Количество статей, которые я написал, может сравниться только с количеством статей, в которых меня ругали.
Я и Роман Якобсон были влюблены в одну женщину, но судьба такая, что книгу о женщине написал я.
В этой книге рассказано, как женщина не слышит меня, но я вокруг ее имени как прибой, как невянущий венок
[235].
Чтобы хоть как-то представить, что это было за время, расскажу, как мы печатали «Поэтику» и «Мистерию-буфф» Маяковского.
Был 1919 год. Юг России был захвачен белогвардейцами. У Петербурга не было окрестностей.
Когда мы издавали газету, у нас не было муки, чтобы заварить клейстер, и мы газету примораживали водой к стенке. Такое годится только для зимы. Летом ищите другой способ.
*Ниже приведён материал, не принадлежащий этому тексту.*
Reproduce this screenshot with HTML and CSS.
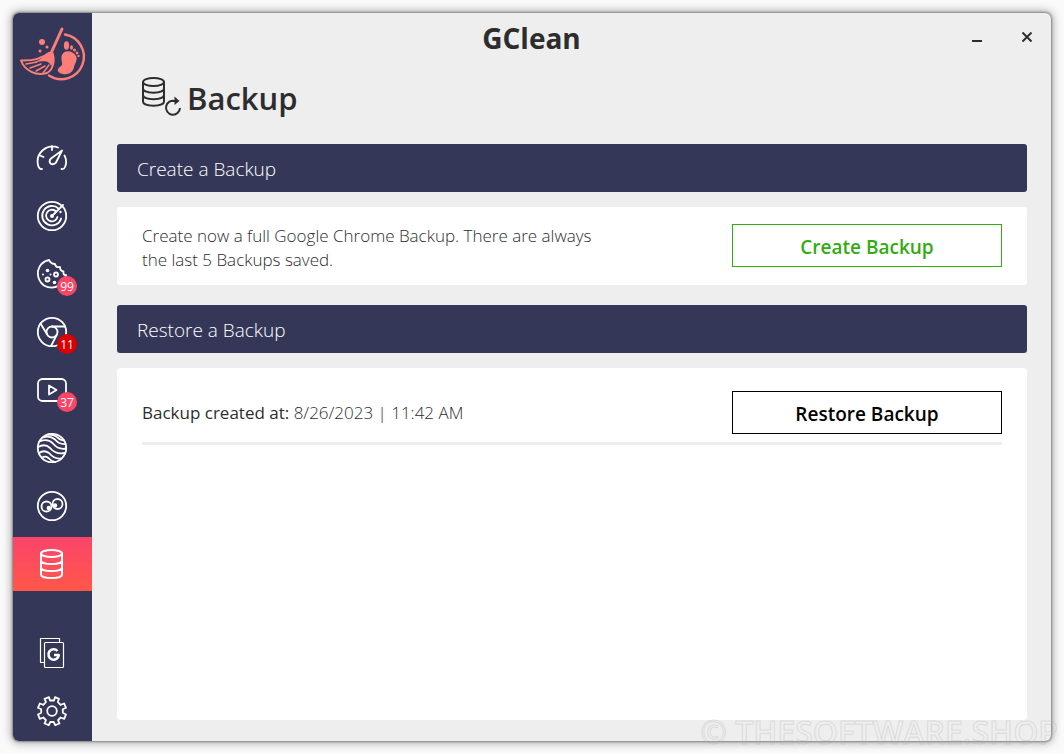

В это трудное время прихожу в маленькую типографию на Лештуков переулок, 19, там сидит директор, один, в пальто. У него замерзли машины, и валы, которые накатывают краску, прыгают по набору. Они не могут работать.
Только одна комната отапливается. Маяковский дает наборщику, старику, книгу. Тот перелистывает и говорит: «Немного написал».
Маяковский спрашивает: «Когда наберешь?»
Рабочий отвечает: «Я старый наборщик, работаю быстрее твоей машинистки, к утру наберу».
Утром пришли — оттиск. Но у Маяковского были такие ступенечки, а наборщик каждую ступеньку начал с большой буквы.
Маяковский говорит: «Это не так».
Тогда рабочий говорит: «Если ты такой умный, то пиши об этом на обложке, то есть на полях, и обведи красным. Я сделаю так, как ты хочешь».
«Что же делать?» — сказал поэт.
Наборщик ответил: «Я переберу, но так как ты виноват — пол-литра».
К утру мы пришли — все перебрано, и наборщик говорит: «У нас бумага с одной стороны гладкая, а с другой — шероховатая. Если я дам мальчику, он все испортит и книга будет пестрая, но я сам все сделаю».
«Ну, сколько ты за это возьмешь?» — спрашивает Маяковский.